> _Data provided_:
_ _ _ _ _ _ _

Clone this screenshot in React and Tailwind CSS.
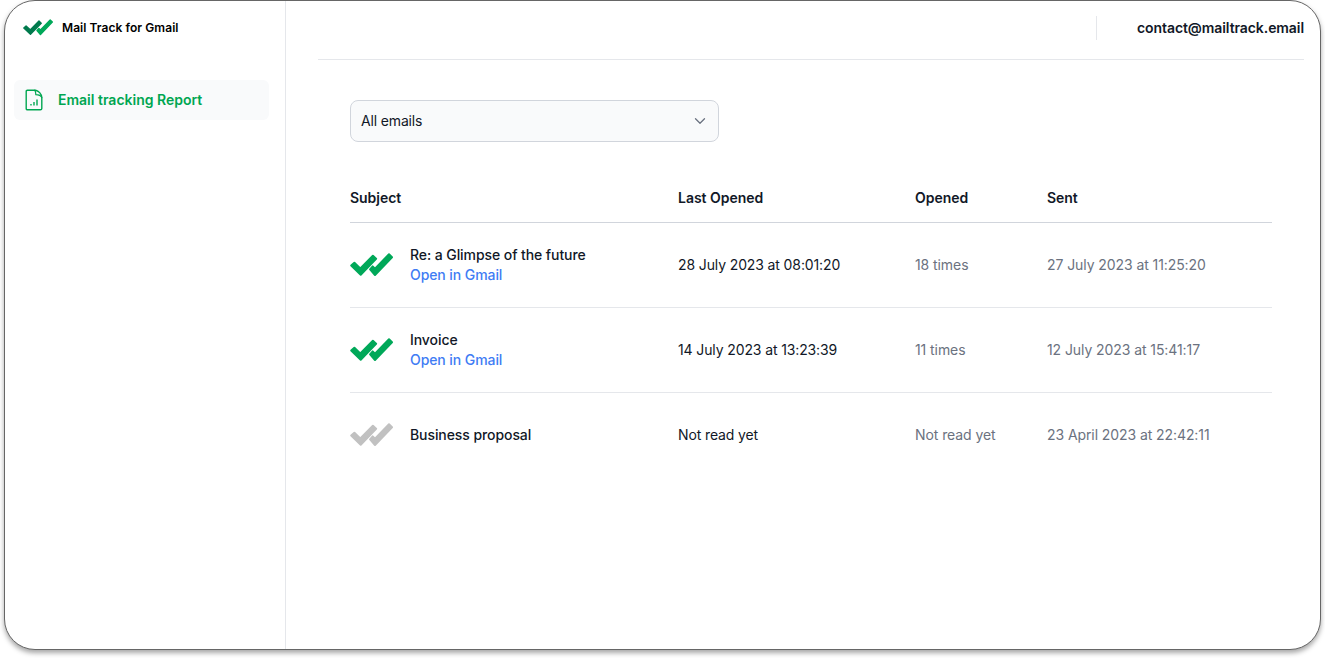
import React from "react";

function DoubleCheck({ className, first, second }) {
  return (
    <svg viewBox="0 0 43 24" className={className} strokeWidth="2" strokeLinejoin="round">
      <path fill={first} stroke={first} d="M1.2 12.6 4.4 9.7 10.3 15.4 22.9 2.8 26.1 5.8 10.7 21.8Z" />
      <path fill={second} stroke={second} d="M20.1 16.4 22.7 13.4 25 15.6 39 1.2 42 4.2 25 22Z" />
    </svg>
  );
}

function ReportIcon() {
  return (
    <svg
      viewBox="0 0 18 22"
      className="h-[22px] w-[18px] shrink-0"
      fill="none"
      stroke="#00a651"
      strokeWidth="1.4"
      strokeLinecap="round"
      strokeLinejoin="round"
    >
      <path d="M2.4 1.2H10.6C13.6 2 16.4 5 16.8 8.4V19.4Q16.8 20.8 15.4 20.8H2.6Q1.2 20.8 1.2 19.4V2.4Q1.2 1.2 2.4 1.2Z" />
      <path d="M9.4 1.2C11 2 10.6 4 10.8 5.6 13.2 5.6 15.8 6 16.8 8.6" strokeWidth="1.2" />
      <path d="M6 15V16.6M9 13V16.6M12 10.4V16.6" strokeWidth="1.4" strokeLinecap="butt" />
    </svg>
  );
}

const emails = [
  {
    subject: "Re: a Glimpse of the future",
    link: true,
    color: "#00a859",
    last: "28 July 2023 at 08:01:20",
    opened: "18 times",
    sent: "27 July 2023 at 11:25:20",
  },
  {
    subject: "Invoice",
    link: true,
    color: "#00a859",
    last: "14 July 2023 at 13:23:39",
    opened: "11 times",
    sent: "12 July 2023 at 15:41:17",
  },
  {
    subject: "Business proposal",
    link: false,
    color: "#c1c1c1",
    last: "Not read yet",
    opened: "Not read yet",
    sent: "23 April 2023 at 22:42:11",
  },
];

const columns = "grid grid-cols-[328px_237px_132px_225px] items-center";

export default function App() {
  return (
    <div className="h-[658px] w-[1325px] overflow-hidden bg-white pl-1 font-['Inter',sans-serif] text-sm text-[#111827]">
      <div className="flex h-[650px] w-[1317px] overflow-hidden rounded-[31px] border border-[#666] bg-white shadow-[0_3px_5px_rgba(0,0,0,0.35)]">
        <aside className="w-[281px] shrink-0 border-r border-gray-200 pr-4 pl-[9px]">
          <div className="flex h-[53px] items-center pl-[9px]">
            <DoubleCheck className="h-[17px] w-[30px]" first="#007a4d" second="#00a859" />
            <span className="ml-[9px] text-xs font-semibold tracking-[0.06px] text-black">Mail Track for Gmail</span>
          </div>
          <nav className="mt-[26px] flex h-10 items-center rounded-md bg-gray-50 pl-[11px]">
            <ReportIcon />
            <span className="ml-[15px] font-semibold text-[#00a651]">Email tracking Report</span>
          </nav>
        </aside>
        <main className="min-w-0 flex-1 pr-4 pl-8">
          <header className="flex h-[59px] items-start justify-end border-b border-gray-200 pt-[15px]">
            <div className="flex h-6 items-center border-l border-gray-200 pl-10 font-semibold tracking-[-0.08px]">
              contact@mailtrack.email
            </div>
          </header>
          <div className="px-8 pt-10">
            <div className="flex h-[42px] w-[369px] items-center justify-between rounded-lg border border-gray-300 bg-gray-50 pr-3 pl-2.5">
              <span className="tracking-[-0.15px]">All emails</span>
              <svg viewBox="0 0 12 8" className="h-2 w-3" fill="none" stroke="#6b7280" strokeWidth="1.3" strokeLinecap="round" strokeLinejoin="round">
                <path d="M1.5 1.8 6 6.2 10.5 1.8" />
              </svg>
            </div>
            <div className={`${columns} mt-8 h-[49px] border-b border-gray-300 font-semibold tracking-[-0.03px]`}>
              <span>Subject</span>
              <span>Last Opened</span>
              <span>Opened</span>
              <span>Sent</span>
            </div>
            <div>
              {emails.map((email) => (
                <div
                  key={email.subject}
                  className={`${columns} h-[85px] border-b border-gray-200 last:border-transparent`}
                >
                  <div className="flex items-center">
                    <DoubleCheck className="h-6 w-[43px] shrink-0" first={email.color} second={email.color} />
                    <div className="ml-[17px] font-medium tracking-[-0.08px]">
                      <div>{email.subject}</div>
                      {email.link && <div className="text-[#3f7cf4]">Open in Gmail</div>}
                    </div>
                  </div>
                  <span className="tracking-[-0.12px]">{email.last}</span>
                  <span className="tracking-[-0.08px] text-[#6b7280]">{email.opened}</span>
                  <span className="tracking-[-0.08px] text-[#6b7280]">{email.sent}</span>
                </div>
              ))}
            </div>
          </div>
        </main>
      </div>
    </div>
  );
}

_ _ _ _ _ _ _

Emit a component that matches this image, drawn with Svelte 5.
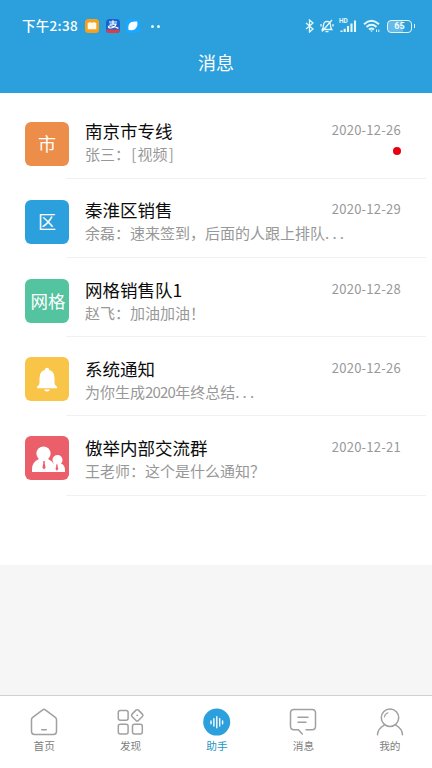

_ _ _ _ _ _ _

> _Required task_: Copy every line from the records above that contains the word "this".

> _Output_:
Clone this screenshot in React and Tailwind CSS.
Emit a component that matches this image, drawn with Svelte 5.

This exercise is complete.